— Data section —
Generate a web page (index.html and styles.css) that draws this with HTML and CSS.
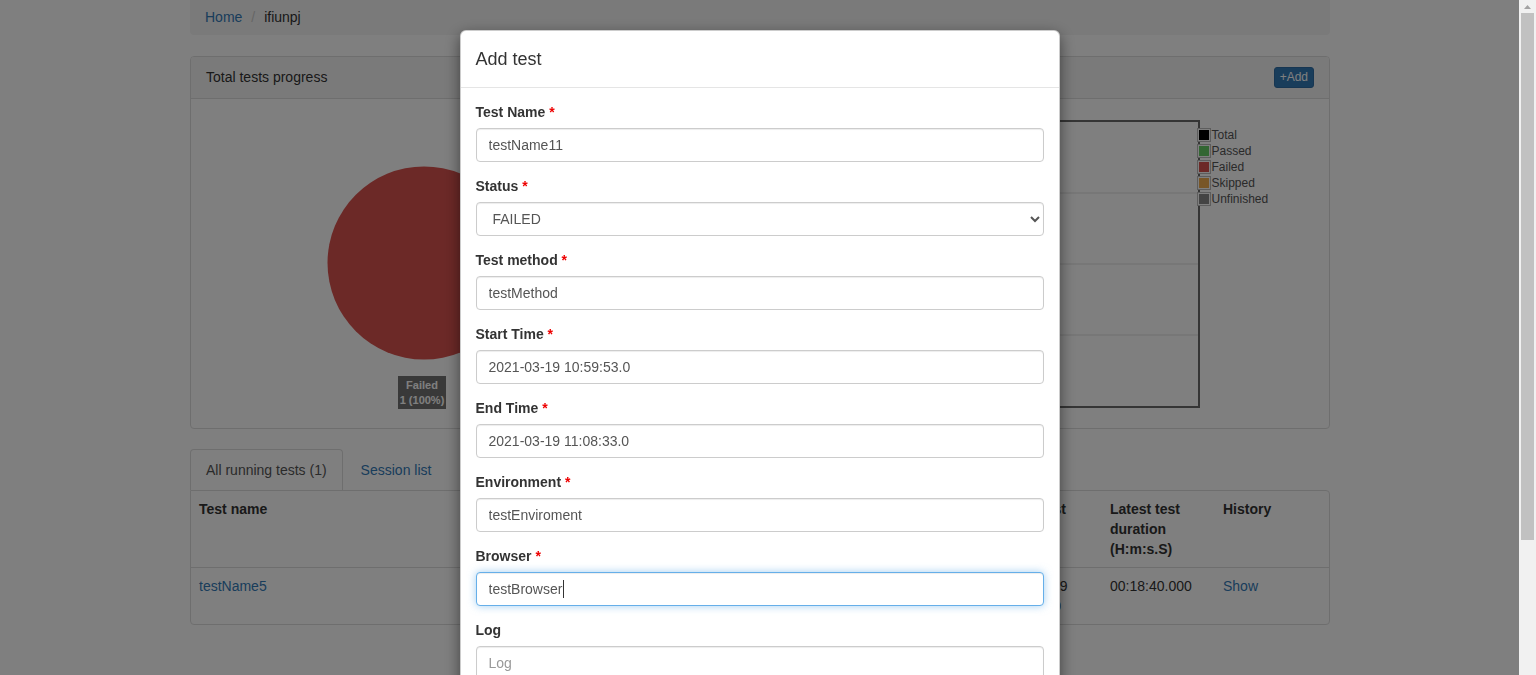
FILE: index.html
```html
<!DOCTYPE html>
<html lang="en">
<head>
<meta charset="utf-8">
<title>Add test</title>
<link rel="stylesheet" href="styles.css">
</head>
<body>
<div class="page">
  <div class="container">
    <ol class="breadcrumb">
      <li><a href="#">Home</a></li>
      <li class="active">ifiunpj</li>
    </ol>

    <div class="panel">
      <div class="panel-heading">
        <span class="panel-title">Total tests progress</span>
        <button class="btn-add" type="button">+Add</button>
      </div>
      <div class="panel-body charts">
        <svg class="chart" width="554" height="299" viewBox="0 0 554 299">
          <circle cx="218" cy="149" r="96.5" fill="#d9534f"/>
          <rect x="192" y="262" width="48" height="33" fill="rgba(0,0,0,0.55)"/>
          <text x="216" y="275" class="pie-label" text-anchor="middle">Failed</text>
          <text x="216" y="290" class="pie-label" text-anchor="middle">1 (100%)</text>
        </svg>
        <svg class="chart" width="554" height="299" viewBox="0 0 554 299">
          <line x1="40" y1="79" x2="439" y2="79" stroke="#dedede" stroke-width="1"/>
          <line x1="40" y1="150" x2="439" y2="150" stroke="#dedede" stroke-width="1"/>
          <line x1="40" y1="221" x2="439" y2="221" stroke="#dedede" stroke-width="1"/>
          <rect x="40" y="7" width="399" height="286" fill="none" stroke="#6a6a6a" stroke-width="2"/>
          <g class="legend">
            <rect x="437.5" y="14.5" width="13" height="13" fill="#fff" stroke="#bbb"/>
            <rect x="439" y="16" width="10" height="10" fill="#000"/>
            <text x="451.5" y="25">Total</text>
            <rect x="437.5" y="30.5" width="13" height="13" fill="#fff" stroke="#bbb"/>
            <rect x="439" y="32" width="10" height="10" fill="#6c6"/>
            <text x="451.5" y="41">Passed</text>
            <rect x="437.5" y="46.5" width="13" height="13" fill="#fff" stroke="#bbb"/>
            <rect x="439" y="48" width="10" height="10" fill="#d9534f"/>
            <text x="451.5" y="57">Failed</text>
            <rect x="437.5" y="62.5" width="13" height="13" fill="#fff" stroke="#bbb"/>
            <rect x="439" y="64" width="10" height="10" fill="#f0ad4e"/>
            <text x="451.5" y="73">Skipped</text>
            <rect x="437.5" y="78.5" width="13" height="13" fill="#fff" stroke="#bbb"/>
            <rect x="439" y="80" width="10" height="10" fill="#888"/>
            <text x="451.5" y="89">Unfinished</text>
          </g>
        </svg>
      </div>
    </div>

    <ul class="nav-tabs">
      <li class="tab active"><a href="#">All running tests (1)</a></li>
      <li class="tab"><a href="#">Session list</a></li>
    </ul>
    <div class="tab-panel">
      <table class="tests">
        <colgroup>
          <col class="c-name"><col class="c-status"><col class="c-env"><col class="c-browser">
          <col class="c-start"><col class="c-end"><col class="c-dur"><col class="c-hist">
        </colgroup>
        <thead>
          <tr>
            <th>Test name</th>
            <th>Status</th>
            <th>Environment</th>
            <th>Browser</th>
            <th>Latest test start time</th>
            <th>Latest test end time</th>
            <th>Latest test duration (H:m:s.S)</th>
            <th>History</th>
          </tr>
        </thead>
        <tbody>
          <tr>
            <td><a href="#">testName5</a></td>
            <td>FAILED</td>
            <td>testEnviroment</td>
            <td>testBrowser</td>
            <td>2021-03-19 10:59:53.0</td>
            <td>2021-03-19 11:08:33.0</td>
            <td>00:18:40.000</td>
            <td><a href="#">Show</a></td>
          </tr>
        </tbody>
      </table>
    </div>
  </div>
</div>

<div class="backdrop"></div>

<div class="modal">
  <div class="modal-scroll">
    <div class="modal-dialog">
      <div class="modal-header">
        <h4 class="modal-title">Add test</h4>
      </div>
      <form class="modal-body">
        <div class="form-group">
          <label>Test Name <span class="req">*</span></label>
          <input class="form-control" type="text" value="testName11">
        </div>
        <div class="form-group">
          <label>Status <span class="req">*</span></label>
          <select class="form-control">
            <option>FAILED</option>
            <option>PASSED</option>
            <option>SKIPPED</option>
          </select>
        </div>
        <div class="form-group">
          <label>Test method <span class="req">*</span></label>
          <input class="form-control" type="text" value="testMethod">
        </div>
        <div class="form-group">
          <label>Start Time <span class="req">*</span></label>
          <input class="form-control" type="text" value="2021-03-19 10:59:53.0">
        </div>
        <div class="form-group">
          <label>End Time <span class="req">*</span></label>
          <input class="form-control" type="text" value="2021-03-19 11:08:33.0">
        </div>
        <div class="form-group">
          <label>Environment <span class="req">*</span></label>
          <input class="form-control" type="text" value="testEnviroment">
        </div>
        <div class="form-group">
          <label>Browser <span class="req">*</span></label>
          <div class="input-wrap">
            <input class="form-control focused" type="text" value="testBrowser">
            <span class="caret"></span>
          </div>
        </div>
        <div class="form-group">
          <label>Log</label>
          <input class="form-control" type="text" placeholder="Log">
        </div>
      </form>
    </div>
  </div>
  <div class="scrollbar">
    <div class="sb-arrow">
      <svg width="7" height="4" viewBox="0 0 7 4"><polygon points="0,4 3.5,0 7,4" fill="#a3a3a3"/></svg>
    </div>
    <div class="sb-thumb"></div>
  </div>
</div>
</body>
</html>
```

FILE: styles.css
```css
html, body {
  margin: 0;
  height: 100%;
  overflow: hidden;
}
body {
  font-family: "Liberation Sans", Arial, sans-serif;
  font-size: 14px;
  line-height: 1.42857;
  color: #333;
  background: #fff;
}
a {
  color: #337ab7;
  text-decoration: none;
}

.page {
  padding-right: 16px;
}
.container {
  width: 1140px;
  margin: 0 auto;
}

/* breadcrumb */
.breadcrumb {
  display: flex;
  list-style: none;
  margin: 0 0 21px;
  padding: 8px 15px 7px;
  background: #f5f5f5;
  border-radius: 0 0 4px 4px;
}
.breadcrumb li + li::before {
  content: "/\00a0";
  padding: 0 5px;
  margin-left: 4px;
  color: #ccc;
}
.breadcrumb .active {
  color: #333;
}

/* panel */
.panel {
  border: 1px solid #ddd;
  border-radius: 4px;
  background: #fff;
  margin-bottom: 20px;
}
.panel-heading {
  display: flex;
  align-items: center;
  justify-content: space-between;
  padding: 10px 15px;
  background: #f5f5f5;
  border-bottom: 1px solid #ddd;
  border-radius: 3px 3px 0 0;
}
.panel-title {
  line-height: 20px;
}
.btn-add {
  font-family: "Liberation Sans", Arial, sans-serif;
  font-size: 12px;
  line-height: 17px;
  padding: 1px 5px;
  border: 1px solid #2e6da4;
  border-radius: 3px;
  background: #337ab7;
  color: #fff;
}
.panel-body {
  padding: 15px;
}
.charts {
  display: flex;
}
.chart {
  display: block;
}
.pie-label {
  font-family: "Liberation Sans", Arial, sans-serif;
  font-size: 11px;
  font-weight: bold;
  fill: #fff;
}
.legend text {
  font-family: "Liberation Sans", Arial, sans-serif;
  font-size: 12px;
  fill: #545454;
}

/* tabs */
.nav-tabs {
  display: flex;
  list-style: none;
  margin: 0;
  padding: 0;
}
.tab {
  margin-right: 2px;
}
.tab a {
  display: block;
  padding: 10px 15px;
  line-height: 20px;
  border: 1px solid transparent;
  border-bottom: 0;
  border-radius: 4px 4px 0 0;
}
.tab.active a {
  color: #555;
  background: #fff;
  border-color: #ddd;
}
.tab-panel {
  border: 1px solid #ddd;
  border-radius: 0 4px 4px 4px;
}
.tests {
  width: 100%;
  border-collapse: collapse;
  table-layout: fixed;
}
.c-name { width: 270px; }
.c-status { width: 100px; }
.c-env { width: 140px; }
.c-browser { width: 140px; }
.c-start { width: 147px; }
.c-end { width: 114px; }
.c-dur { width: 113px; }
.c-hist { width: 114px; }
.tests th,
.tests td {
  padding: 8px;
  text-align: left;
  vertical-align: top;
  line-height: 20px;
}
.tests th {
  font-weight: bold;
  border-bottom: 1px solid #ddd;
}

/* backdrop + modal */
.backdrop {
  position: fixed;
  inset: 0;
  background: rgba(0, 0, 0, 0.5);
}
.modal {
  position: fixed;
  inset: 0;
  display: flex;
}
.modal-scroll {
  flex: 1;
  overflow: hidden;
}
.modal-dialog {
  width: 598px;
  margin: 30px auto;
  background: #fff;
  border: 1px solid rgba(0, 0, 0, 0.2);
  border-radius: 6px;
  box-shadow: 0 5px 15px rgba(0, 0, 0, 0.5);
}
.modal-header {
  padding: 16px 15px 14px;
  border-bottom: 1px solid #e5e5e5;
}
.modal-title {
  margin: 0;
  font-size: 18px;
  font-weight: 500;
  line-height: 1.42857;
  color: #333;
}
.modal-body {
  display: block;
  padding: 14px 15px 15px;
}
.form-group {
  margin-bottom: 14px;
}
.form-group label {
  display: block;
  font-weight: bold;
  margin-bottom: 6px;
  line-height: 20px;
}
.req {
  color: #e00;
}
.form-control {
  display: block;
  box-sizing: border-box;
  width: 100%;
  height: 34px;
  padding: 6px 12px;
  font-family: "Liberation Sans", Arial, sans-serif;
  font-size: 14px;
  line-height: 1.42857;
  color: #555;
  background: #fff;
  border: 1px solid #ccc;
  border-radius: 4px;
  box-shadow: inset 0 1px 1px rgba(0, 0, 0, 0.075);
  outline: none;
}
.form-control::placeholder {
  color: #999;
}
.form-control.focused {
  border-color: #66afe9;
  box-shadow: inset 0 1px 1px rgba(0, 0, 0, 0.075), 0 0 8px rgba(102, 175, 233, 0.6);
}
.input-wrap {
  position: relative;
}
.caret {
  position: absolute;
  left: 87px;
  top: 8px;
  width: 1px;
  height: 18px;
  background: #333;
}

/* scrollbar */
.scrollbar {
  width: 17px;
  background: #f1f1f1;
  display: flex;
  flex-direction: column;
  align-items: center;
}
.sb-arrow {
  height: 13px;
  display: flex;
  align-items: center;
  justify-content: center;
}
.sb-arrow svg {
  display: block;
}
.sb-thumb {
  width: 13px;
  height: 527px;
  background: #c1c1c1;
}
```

— Directive —
Identify and extract each line of the listing that contains "page".

— Task output —
Generate a web page (index.html and styles.css) that draws this with HTML and CSS.
<div class="page">
.page {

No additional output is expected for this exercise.